WHAT NEEDS TO BE DONE =
Look through the material below. Copy every line with the string "index" in it.

RECORDS FOR PROCESSING =
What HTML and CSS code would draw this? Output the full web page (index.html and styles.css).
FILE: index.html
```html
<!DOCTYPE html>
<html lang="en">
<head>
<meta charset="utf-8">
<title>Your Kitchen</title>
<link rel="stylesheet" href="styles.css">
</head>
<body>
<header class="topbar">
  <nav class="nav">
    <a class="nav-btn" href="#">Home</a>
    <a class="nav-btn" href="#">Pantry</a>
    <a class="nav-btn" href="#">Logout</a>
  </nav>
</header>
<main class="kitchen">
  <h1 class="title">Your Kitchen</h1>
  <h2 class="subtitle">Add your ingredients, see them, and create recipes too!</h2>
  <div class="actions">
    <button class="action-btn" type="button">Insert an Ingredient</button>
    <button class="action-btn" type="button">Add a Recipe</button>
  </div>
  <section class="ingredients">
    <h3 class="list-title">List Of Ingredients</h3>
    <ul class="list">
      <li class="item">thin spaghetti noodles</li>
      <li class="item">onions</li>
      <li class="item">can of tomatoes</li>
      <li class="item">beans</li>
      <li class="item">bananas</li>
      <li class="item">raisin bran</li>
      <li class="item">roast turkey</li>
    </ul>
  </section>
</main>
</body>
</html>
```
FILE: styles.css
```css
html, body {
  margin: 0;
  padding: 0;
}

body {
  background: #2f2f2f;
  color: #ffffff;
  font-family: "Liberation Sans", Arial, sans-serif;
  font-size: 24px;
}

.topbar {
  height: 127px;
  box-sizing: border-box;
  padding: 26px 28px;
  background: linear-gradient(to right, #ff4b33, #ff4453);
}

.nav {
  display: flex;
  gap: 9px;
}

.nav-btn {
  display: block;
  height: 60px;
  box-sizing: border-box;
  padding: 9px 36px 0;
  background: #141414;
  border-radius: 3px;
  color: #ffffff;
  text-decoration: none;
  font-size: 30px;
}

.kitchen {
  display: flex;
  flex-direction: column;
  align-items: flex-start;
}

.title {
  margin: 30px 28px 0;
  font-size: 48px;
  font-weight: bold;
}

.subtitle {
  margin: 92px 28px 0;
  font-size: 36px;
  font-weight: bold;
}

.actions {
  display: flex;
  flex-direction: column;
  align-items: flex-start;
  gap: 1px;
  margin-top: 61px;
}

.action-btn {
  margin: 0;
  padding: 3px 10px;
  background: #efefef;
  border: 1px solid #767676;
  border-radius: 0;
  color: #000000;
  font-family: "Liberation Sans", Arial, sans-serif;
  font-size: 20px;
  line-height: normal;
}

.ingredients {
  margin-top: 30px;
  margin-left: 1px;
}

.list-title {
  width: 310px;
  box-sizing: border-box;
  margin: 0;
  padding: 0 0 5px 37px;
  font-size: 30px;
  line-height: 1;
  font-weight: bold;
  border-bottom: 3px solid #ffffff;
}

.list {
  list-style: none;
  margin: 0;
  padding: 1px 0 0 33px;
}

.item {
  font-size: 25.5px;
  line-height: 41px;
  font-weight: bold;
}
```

* * *

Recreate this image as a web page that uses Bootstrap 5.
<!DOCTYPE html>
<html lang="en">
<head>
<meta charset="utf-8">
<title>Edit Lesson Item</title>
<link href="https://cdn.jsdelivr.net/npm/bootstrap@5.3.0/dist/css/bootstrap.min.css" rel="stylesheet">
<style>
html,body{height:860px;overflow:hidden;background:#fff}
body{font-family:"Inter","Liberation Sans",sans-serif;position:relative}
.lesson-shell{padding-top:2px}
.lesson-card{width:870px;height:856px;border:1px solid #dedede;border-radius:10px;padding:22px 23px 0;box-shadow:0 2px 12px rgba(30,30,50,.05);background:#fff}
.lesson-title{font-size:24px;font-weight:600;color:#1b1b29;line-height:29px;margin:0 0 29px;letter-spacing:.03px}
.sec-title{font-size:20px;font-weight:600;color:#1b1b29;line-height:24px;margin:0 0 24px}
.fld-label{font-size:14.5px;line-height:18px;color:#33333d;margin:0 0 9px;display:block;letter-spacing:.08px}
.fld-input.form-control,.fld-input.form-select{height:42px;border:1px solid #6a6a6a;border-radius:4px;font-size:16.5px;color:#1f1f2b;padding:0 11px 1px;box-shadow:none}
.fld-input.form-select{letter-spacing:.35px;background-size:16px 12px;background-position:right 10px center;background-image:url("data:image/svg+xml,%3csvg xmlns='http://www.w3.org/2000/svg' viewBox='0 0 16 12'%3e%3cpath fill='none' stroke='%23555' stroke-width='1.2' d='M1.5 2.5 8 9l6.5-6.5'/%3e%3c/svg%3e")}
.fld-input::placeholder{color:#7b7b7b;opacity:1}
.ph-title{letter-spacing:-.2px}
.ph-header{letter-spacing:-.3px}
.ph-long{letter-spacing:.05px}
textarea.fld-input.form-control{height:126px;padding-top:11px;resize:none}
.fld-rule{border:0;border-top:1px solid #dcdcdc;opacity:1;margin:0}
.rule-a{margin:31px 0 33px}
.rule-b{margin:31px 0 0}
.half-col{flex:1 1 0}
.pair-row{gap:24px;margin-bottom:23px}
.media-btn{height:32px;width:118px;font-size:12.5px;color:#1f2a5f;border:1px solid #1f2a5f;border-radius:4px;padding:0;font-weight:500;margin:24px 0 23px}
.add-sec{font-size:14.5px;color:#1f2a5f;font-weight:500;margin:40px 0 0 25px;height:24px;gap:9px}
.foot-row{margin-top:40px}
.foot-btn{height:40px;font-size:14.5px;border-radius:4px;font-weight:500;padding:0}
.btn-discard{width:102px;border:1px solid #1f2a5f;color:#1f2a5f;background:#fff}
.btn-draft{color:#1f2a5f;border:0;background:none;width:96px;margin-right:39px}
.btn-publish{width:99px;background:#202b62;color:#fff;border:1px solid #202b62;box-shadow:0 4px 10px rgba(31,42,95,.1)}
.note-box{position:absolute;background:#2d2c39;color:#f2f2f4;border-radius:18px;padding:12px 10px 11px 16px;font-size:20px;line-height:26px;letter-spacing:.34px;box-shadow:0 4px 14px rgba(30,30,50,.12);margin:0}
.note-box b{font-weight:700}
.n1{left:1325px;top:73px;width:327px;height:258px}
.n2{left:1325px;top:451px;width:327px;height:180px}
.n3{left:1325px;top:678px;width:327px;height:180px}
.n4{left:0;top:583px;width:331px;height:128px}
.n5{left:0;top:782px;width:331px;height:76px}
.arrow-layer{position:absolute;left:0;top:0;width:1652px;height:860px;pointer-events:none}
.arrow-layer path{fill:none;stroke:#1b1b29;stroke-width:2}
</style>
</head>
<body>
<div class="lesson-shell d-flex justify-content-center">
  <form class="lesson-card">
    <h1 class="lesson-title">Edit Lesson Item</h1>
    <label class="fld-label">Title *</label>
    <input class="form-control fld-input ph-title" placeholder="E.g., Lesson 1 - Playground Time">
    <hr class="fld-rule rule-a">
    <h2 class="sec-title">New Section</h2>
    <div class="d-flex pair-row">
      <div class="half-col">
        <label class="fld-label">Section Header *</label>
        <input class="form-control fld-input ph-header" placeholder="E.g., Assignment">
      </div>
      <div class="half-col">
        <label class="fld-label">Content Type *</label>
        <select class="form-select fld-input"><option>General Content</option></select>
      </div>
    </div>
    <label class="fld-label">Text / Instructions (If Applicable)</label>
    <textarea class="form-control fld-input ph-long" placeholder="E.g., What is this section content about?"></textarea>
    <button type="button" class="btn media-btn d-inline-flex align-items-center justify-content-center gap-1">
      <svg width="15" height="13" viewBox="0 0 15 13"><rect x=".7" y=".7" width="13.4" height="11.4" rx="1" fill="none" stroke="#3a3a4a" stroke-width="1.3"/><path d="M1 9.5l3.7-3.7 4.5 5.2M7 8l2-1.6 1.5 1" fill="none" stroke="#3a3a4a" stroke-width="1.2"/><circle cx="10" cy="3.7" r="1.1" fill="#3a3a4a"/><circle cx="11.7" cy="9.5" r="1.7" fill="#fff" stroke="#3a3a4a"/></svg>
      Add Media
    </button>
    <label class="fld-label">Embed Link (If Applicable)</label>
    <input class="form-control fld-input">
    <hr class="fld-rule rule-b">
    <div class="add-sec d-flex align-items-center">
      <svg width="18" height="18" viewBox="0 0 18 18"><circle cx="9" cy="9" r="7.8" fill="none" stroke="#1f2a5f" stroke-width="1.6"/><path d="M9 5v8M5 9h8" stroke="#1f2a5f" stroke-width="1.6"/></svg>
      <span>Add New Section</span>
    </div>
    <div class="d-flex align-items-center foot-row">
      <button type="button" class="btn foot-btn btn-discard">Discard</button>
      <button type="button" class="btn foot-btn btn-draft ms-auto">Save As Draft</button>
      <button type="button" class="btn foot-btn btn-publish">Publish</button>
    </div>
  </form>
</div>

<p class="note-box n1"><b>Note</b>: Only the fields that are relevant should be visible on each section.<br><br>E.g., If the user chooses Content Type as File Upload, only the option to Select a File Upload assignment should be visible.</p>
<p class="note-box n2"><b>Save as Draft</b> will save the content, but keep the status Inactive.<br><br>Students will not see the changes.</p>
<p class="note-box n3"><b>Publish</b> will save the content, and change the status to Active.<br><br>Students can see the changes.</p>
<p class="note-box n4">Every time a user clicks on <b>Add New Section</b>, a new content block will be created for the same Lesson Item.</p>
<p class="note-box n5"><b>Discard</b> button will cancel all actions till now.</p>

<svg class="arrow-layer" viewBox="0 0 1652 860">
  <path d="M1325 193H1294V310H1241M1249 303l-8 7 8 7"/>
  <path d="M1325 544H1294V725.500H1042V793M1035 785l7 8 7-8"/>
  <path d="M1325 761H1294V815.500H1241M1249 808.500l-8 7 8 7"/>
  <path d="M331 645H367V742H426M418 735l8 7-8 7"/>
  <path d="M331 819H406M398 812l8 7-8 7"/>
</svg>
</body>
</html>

---

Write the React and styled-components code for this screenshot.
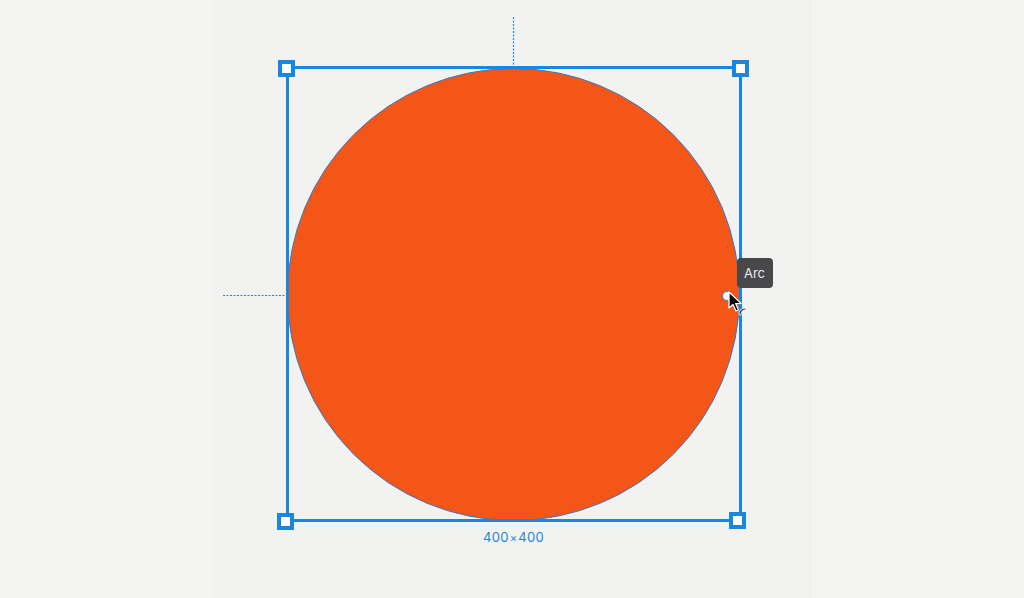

SOLUTION FOR THIS TASK =
What HTML and CSS code would draw this? Output the full web page (index.html and styles.css).
FILE: index.html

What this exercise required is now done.